The heads of the organization have already managed to have articles
on the subject appear in the American press, to sign on members
of Congress, and to turn to President George W. Bush. In 2001,
the State Department announced that a comprehensive study on the
subject found no reason to intervene at this stage, since Weinstein,
the community president, is opposed to taking the items out of the
community’s hands. Sakkal refuses to give up. Recently, he says,
he received a letter “from a very high-ranking Israeli official”

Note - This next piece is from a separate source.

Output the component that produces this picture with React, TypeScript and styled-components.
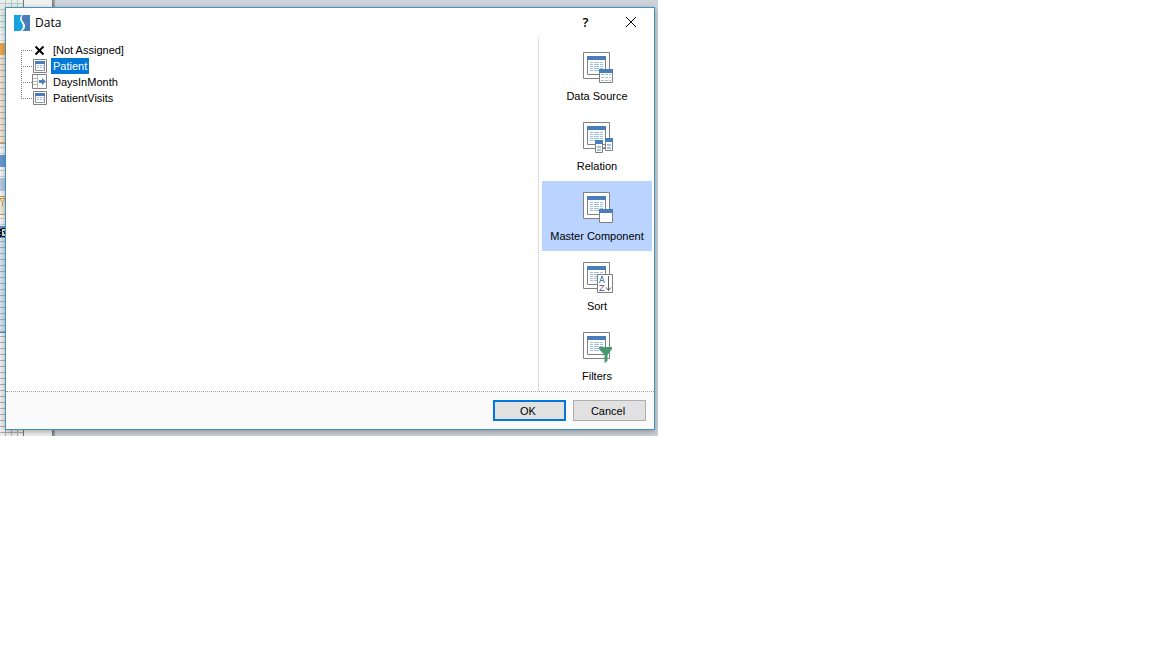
import React from "react";
import styled, { createGlobalStyle, css } from "styled-components";

const GlobalStyle = createGlobalStyle`
  * { box-sizing: border-box; }
  body {
    margin: 0;
    background: #fff;
    color: #000;
    font: 11px/16px "Liberation Sans", Arial, sans-serif;
  }
`;

const Workspace = styled.main`
  display: grid;
  width: 100%;
  max-width: 658px;
  overflow: hidden;
  background: #cdd2db;
`;

const Designer = styled.div`
  grid-area: 1 / 1;
  display: flex;
`;

const ReportPage = styled.div`
  width: 24px;
  border-right: 1px solid #777;
  display: flex;
  flex-direction: column;
`;

const Margin = styled.div`
  width: 31px;
  background: linear-gradient(to right, #f1f1f1 28px, #777 28px, #a8adb5);
`;

const Band = styled.div<{ $h: number; $color: string; $lines?: string; $columns?: boolean }>`
  flex: 0 0 ${(p) => p.$h}px;
  overflow: hidden;
  background-color: ${(p) => p.$color};
  ${(p) =>
    p.$lines &&
    css`
      background-image: repeating-linear-gradient(to bottom, transparent 0 3px, ${p.$lines} 3px 4px, transparent 4px 6px)
        ${p.$columns ? `, repeating-linear-gradient(to right, transparent 0 5px, ${p.$lines} 5px 6px)` : ""};
    `}
`;

const BandMark = styled.svg`
  display: block;
  width: 6px;
  height: 12px;
`;

const Dialog = styled.section`
  grid-area: 1 / 1;
  margin: 7px 3px 6px 5px;
  border: 1px solid #4392bd;
  background: #fff;
  box-shadow: 0 2px 6px rgba(0, 0, 0, 0.3);
  display: flex;
  flex-direction: column;
`;

const TitleBar = styled.header`
  height: 30px;
  padding: 0 1px 0 8px;
  display: flex;
  align-items: center;
`;

const Title = styled.h1`
  flex: 1;
  margin: 0 0 0 5px;
  font: 12px/16px "Open Sans", sans-serif;
`;

const TitleButton = styled.button`
  width: 45px;
  height: 30px;
  padding: 0 0 2px;
  border: 0;
  background: none;
  display: grid;
  place-items: center;
  font: 600 13px/16px "Open Sans", sans-serif;
`;

const Body = styled.div`
  display: flex;
  height: 354px;
  border-bottom: 1px dotted #a0a0a0;
`;

const Tree = styled.ul`
  flex: 1;
  margin: 0;
  padding: 4px 0 0 15px;
  list-style: none;
`;

const Node = styled.li`
  height: 16px;
  display: flex;
  align-items: center;
`;

const Branch = styled.svg`
  width: 11px;
  height: 16px;
  stroke: #808080;
  stroke-dasharray: 1 1;
  fill: none;
`;

const NodeIcon = styled.svg`
  width: 16px;
  height: 16px;
  margin-right: 3px;
`;

const NodeLabel = styled.button<{ $selected?: boolean }>`
  height: 16px;
  padding: 0 2px;
  border: 0;
  font: inherit;
  line-height: 16px;
  background: ${(p) => (p.$selected ? "#0078d7" : "none")};
  color: ${(p) => (p.$selected ? "#fff" : "#000")};
`;

const Sidebar = styled.nav`
  width: 116px;
  padding: 3px 2px 0 3px;
  border-left: 1px dotted #c0c0c0;
`;

const Category = styled.button<{ $active?: boolean }>`
  width: 100%;
  height: 70px;
  padding: 9px 0 0;
  border: 0;
  display: flex;
  flex-direction: column;
  align-items: center;
  gap: 4px;
  font: inherit;
  line-height: 16px;
  color: #000;
  background: ${(p) => (p.$active ? "#bad4ff" : "none")};
`;

const CategoryIcon = styled.svg`
  width: 32px;
  height: 34px;
`;

const Footer = styled.footer`
  height: 37px;
  padding: 8px 8px 0;
  background: #fafafa;
  display: flex;
  justify-content: flex-end;
  gap: 7px;
`;

const Button = styled.button<{ $primary?: boolean }>`
  width: 73px;
  height: 21px;
  padding: 0 3px 0 0;
  font: inherit;
  color: #000;
  background: #e1e1e1;
  border: ${(p) => (p.$primary ? "2px solid #0078d7" : "1px solid #adadad")};
`;

const FilterMark = () => <path d="M0 1.500l2.500 4v4M5.500 1.500l-3 4M0 1.500h5" stroke="#c9a25c" fill="none" />;
const DropMark = () => (
  <g>
    <path d="M0 3h1v2H0zM0 6h1v2H0zM0 9h1v2H0z" fill="#000" />
    <path d="M1.500 2.500h5v8h-5z" fill="#ddd" stroke="#222" />
    <path d="M3 5h3v1H3zM4 6h2v2H4z" fill="#222" />
  </g>
);

const BANDS = [
  { h: 31, color: "#e6efeb", lines: "#b9c8c2", columns: true },
  { h: 12, color: "#f4f4f4", lines: "#d8d8d8" },
  { h: 12, color: "#eda650" },
  { h: 88, color: "#f3e2d4", lines: "#c4b2a4" },
  { h: 1, color: "#d99a48" },
  { h: 11, color: "#f4f4f4", lines: "#cfcfcf" },
  { h: 12, color: "#6a9ad2" },
  { h: 11, color: "#f4f4f4", lines: "#cfcfcf" },
  { h: 13, color: "#b7c8e4" },
  { h: 5, color: "#f4f4f4" },
  { h: 1, color: "#d99a48" },
  { h: 17, color: "#f0e6da", Mark: FilterMark },
  { h: 1, color: "#d99a48" },
  { h: 11, color: "#f4f4f4", lines: "#cfcfcf" },
  { h: 12, color: "#5c90cc", Mark: DropMark },
  { h: 94, color: "#d4e4f0", lines: "#9fb2be" },
  { h: 1, color: "#5c90cc" },
  { h: 103, color: "#f0f0f0", lines: "#b0b0b0", columns: true },
];

const TableGlyph = () => (
  <g>
    <path d="M1.500 1.500h13v13h-13z" fill="#fff" stroke="#808080" />
    <path d="M3 4h10v9H3z" fill="#8d9aab" />
    <path d="M4 6h8v6H4z" fill="#fff" />
    <path d="M3 3h10v3H3z" fill="#4a7ebb" />
    <path d="M5 7h2v1H5zM8 7h2v1H8zM11 7h1v1h-1zM5 9h2v1H5zM8 9h2v1H8zM11 9h1v1h-1z" fill="#9dbbe0" />
  </g>
);

const RelationGlyph = () => (
  <g>
    <path d="M.5.5h14v14H.5z" fill="#fff" stroke="#808080" />
    <path d="M5.500 1v13M1 4.500h4M1 7.500h4M1 10.500h4" stroke="#b8b8b8" />
    <path d="M7 6h3V4l4 3.500-4 3.500V9H7z" fill="#4a7ebb" />
  </g>
);

const CrossGlyph = () => <path d="M3.500 4.500l8 8M11.500 4.500l-8 8" stroke="#000" strokeWidth="2" />;

const NODES = [
  { label: "[Not Assigned]", Glyph: CrossGlyph },
  { label: "Patient", Glyph: TableGlyph, selected: true },
  { label: "DaysInMonth", Glyph: RelationGlyph },
  { label: "PatientVisits", Glyph: TableGlyph },
];

const BaseTable = () => (
  <g>
    <path d="M2.500 2.500h26v26h-26z" fill="#fff" stroke="#808080" />
    <path d="M6.500 6.500h18v18h-18z" fill="#fff" stroke="#808080" />
    <path d="M6 6h19v4H6z" fill="#4a7ebb" />
    <path
      d="M9 12.500h3m1 0h5m1 0h3M9 14.500h3m1 0h5m1 0h3M9 16.500h3m1 0h5m1 0h3M9 18.500h3m1 0h5m1 0h3M9 20.500h3m1 0h5m1 0h3"
      stroke="#9dc0e0"
    />
  </g>
);

const MasterBadge = () => (
  <g>
    <path d="M18.500 19.500h13v13h-13z" fill="#fff" stroke="#808080" />
    <path d="M18 19h14v4H18z" fill="#4a7ebb" />
  </g>
);

const SourceBadge = () => (
  <g>
    <MasterBadge />
    <path
      d="M20 24.500h3m1 0h3m1 0h2M20 27.500h3m1 0h3m1 0h2M20 30.500h3m1 0h3m1 0h2"
      stroke="#9dc0e0"
    />
  </g>
);

const RelationBadge = () => (
  <g>
    <path d="M14.500 20.500h7v12h-7zM24.500 18.500h7v12h-7z" fill="#fff" stroke="#808080" />
    <path d="M14 20h8v4h-8zM24 18h8v4h-8z" fill="#4a7ebb" />
    <path d="M16 26h4v2h-4zM16 29h4v2h-4zM26 24h4v2h-4zM26 27h4v2h-4z" fill="#a3c4e6" />
    <path d="M22 28.500h1v-1h1" stroke="#808080" fill="none" />
  </g>
);

const SortBadge = () => (
  <g fill="none">
    <path d="M16.500 14.500h15v18h-15z" fill="#fff" stroke="#808080" />
    <path d="M18.500 23l2.500-7 2.500 7M19.500 20.500h3" stroke="#4a7ebb" />
    <path d="M18.500 25.500h4.500l-4.500 5h5" stroke="#8a5ca8" />
    <path d="M27.500 16v14M25 27.500l2.500 3 2.500-3" stroke="#606060" />
  </g>
);

const FilterBadge = () => <path d="M18 17h13v2l-4.500 6v6l-3 2v-8L18 19z" fill="#45996d" />;

const CATEGORIES = [
  { label: "Data Source", Badge: SourceBadge },
  { label: "Relation", Badge: RelationBadge },
  { label: "Master Component", Badge: MasterBadge, active: true },
  { label: "Sort", Badge: SortBadge },
  { label: "Filters", Badge: FilterBadge },
];

export default function App() {
  return (
    <>
      <GlobalStyle />
      <Workspace>
        <Designer aria-hidden="true">
          <ReportPage>
            {BANDS.map(({ h, color, lines, columns, Mark }, i) => (
              <Band key={i} $h={h} $color={color} $lines={lines} $columns={columns}>
                {Mark && (
                  <BandMark>
                    <Mark />
                  </BandMark>
                )}
              </Band>
            ))}
          </ReportPage>
          <Margin />
        </Designer>
        <Dialog role="dialog" aria-labelledby="dialog-title">
          <TitleBar>
            <svg width="16" height="16" viewBox="0 0 16 16" aria-hidden="true">
              <path d="M0 0h16v16H0z" fill="#4a7ebb" />
              <path d="M0 0h8C4 5 11 8 10 11 10 13 8 15 6 16H0z" fill="#17a2e0" />
              <path d="M8 0C3 5 9 7 9 11 9 13 8 15 6 16h2C10 15 11 13 11 11 11 7 5 5 9 0z" fill="#fff" />
            </svg>
            <Title id="dialog-title">Data</Title>
            <TitleButton aria-label="Help">?</TitleButton>
            <TitleButton aria-label="Close">
              <svg width="12" height="12" viewBox="0 0 12 12" aria-hidden="true">
                <path d="M1 1l10 10M11 1L1 11" stroke="#000" />
              </svg>
            </TitleButton>
          </TitleBar>
          <Body>
            <Tree>
              {NODES.map(({ label, Glyph, selected }, i) => (
                <Node key={label}>
                  <Branch aria-hidden="true">
                    <path d={`M.5 ${i === 0 ? 8 : 0}V${i === NODES.length - 1 ? 9 : 16}M0 8.500h11`} />
                  </Branch>
                  <NodeIcon viewBox="0 0 16 16" aria-hidden="true">
                    <Glyph />
                  </NodeIcon>
                  <NodeLabel $selected={selected}>{label}</NodeLabel>
                </Node>
              ))}
            </Tree>
            <Sidebar aria-label="Data settings">
              {CATEGORIES.map(({ label, Badge, active }) => (
                <Category key={label} $active={active}>
                  <CategoryIcon viewBox="0 0 32 34" aria-hidden="true">
                    <BaseTable />
                    <Badge />
                  </CategoryIcon>
                  {label}
                </Category>
              ))}
            </Sidebar>
          </Body>
          <Footer>
            <Button $primary>OK</Button>
            <Button>Cancel</Button>
          </Footer>
        </Dialog>
      </Workspace>
    </>
  );
}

expressing his willingness to help.

Prof. Shamir is not enthusiastic about Sakkal’s plans. Underlying
the demands to take the items out of Egypt, he believes, are often
“shady motives.” Prof. Aharoni agrees: “With all due respect to
Sakkal’s activity, many former Egyptians throughout the world think
that he is too extreme, that this activity is damaging and that it
is simply unrealistic.”

Sakkal’s organization has already announced that it will not
participate in the upcoming congress, after his demands to take a
belligerent line against Egypt were rejected. In an interview with
him, Sakal levels sharp criticism at the congress, and calls it
“the best attorney that Egypt could have found. If they want to do
belly dances with the Egyptians and to eat ful and falafel with them,
let them live and be well. We aren’t interested.”